- Born: July 9, 1957
- Died: May 31, 2020 (aged 62) Ashland, Oregon, U.S.
- Occupation: Commercial artist
- Known for: Art depicting conspiracy theories
- Website: DDees.com (archived August 2, 2020)

= David Dees =

American graphic artist and conspiracy theorist (1957–2020)

David Eugene Dees (July 9, 1957 – May 31, 2020) was an American commercial artist and graphic designer, known for his digital art depicting conspiracy theories. He began creating this type of art around 2003 after seeing photos of 9/11 that were used by conspiracy theorists.
== Career ==
Dees was an illustrator for Sesame Street Magazine. He also did freelance work for Looney Tunes, Mickey Mouse, and other Disney book covers.
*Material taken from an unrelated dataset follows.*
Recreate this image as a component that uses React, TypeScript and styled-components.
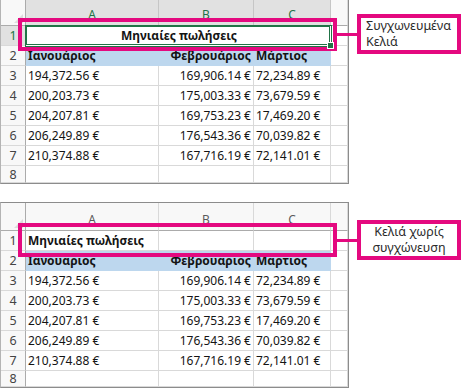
import { Fragment } from "react";
import styled, { createGlobalStyle } from "styled-components";

const GlobalStyle = createGlobalStyle`
  body {
    margin: 0;
    background: #ffffff;
    font-family: "Noto Sans", "DejaVu Sans", sans-serif;
  }
`;

const PINK = "#e4097f";
const GREEN = "#217346";
const BLUE = "#bdd7ee";

const Page = styled.div`
  width: 470px;
  height: 389px;
  display: flex;
  flex-direction: column;
  gap: 18px;
  overflow: hidden;
`;

const Section = styled.div`
  position: relative;
`;

const Sheet = styled.div<{ $top?: boolean }>`
  width: 349px;
  box-sizing: border-box;
  display: grid;
  grid-template-columns: 25px 133px 95px 77px 17px;
  border-left: 1px solid #b4b4b4;
  border-right: 1px solid #8c8c8c;
  border-bottom: 1px solid #8c8c8c;
  border-top: ${(p) => (p.$top ? "none" : "1px solid #8c8c8c")};
`;

const Cell = styled.div<{ $h: number; $fill?: string; $align?: "left" | "right" | "center"; $bold?: boolean }>`
  height: ${(p) => p.$h}px;
  box-sizing: border-box;
  border-right: 1px solid ${(p) => p.$fill ?? "#d9d9d9"};
  border-bottom: 1px solid ${(p) => p.$fill ?? "#d9d9d9"};
  background: ${(p) => p.$fill ?? "#ffffff"};
  display: flex;
  align-items: center;
  justify-content: ${(p) => (p.$align === "right" ? "flex-end" : p.$align === "center" ? "center" : "flex-start")};
  padding: 0 2px;
  font-size: 12px;
  font-weight: ${(p) => (p.$bold ? 700 : 400)};
  color: #141414;
  white-space: nowrap;
  overflow: visible;
`;

const HeadCell = styled.div<{ $h: number; $sel?: boolean }>`
  position: relative;
  height: ${(p) => p.$h}px;
  box-sizing: border-box;
  border-right: 1px solid ${(p) => (p.$sel ? "#c6c6c6" : "#d9d9d9")};
  border-bottom: 1px solid #ababab;
  background: ${(p) => (p.$sel ? "#e1e1e1" : "#f8f8f8")};
  display: flex;
  align-items: flex-end;
  justify-content: center;
  padding-bottom: 3px;
  line-height: 14px;
  font-size: 12px;
  color: ${(p) => (p.$sel ? GREEN : "#5a5a5a")};
`;

const Corner = styled(HeadCell)`
  border-right: 1px solid #ababab;
  &::after {
    content: "";
    position: absolute;
    right: 2px;
    bottom: 2px;
    border-left: 9px solid transparent;
    border-bottom: 9px solid #dcdcdc;
  }
`;

const RowNum = styled.div<{ $h: number; $sel?: boolean }>`
  height: ${(p) => p.$h}px;
  box-sizing: border-box;
  border-right: 1px solid #ababab;
  border-bottom: 1px solid #d9d9d9;
  background: ${(p) => (p.$sel ? "#e1e1e1" : "#f8f8f8")};
  display: flex;
  align-items: center;
  justify-content: center;
  font-size: 12.5px;
  color: ${(p) => (p.$sel ? GREEN : "#444444")};
`;

const Merged = styled(Cell)`
  grid-column: span 3;
  position: relative;
  z-index: 1;
  border-color: transparent;
  box-shadow: 0 0 0 1px ${GREEN}, inset 0 0 0 1px ${GREEN};
  padding-left: 4px;
`;

const Handle = styled.span`
  position: absolute;
  right: -4px;
  bottom: -4px;
  width: 5px;
  height: 5px;
  background: ${GREEN};
  border: 1px solid #ffffff;
`;

const Annotation = styled.div<{ $top: number }>`
  position: absolute;
  left: 18px;
  top: ${(p) => p.$top}px;
  display: flex;
  align-items: center;
`;

const Frame = styled.div<{ $h: number }>`
  width: 319px;
  height: ${(p) => p.$h}px;
  box-sizing: border-box;
  border: 4px solid ${PINK};
`;

const Link = styled.div`
  width: 20px;
  height: 3px;
  background: ${PINK};
`;

const Callout = styled.div<{ $center?: boolean }>`
  width: 104px;
  height: 40px;
  box-sizing: border-box;
  border: 4px solid ${PINK};
  display: flex;
  flex-direction: column;
  justify-content: center;
  align-items: ${(p) => (p.$center ? "center" : "flex-start")};
  padding-left: ${(p) => (p.$center ? 0 : 5)}px;
  font-size: 12.5px;
  line-height: 16px;
  color: #2b2b2b;
  background: #ffffff;
`;

const rows: [string, string, string][] = [
  ["194,372.56 €", "169,906.14 €", "72,234.89 €"],
  ["200,203.73 €", "175,003.33 €", "73,679.59 €"],
  ["204,207.81 €", "169,753.23 €", "17,469.20 €"],
  ["206,249.89 €", "176,543.36 €", "70,039.82 €"],
  ["210,374.88 €", "167,716.19 €", "72,141.01 €"],
];

type SheetProps = {
  merged: boolean;
  headH: number;
  lastH: number;
  months: [string, string, string];
};

const SheetView = ({ merged, headH, lastH, months }: SheetProps) => (
  <Sheet $top={merged}>
    <Corner $h={headH} />
    {["A", "B", "C"].map((l) => (
      <HeadCell key={l} $h={headH} $sel={merged}>
        {l}
      </HeadCell>
    ))}
    <HeadCell $h={headH} />

    <RowNum $h={20} $sel={merged}>
      1
    </RowNum>
    {merged ? (
      <Merged $h={20} $align="center" $bold>
        Μηνιαίες πωλήσεις
        <Handle />
      </Merged>
    ) : (
      <>
        <Cell $h={20} $bold>
          Μηνιαίες πωλήσεις
        </Cell>
        <Cell $h={20} />
        <Cell $h={20} />
      </>
    )}
    <Cell $h={20} />

    <RowNum $h={20}>2</RowNum>
    <Cell $h={20} $fill={BLUE} $bold>
      {months[0]}
    </Cell>
    <Cell $h={20} $fill={BLUE} $align="right" $bold>
      {months[1]}
    </Cell>
    <Cell $h={20} $fill={BLUE} $bold>
      {months[2]}
    </Cell>
    <Cell $h={20} />

    {rows.map((r, i) => (
      <Fragment key={i}>
        <RowNum $h={20}>{i + 3}</RowNum>
        <Cell $h={20}>{r[0]}</Cell>
        <Cell $h={20} $align="right">
          {r[1]}
        </Cell>
        <Cell $h={20}>{r[2]}</Cell>
        <Cell $h={20} />
      </Fragment>
    ))}

    <RowNum $h={lastH}>8</RowNum>
    <Cell $h={lastH} />
    <Cell $h={lastH} />
    <Cell $h={lastH} />
    <Cell $h={lastH} />
  </Sheet>
);

export default function App() {
  return (
    <>
      <GlobalStyle />
      <Page>
        <Section>
          <SheetView merged headH={26} lastH={17} months={["Ιανουάριος", "Φεβρουάριος", "Μάρτιος"]} />
          <Annotation $top={14}>
            <Frame $h={33} />
            <Link />
            <Callout>
              <span>Συγχωνευμένα</span>
              <span>Κελιά</span>
            </Callout>
          </Annotation>
        </Section>
        <Section>
          <SheetView merged={false} headH={28} lastH={16} months={["Ιανουαριος", "Φεβρουαριος", "Μαρτιος"]} />
          <Annotation $top={18}>
            <Frame $h={34} />
            <Link />
            <Callout $center>
              <span>Κελιά χωρίς</span>
              <span>συγχώνευση</span>
            </Callout>
          </Annotation>
        </Section>
      </Page>
    </>
  );
}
Prominent themes in his artwork include chemtrails, anti-vaccine activism, climate change denial, Holocaust denial, as well as the promotion of GMO conspiracy theories, 9/11 conspiracy theories, conspiracy theories regarding the danger of wireless devices, and the Zionist Occupation Government conspiracy theory. He was particularly drawn to the belief that Zionists control the media.

David Dees was the subject of the short documentary Do You See What I See?.

== Reception ==
In 2017, the inclusion of one of Dees's illustrations in a German political textbook caused a controversy. The image, which depicted a Pac-Man-like character devouring Europe over the phrase "Rothschild bank", was widely described as antisemitic. The publisher of the textbook said that inclusion of the image was a "regrettable mistake" and halted printing. They also issued a replacement page for books that were already in circulation and promised to remove the image in the next edition.

Many images created by Dees have been widely purported as antisemitic, presenting the Holocaust as fake and using common Holocaust denial dog whistles, such as "Truth does not fear investigation". One of his images spreads the claim that the gas chambers at the Auschwitz concentration camp were used to kill lice rather than humans.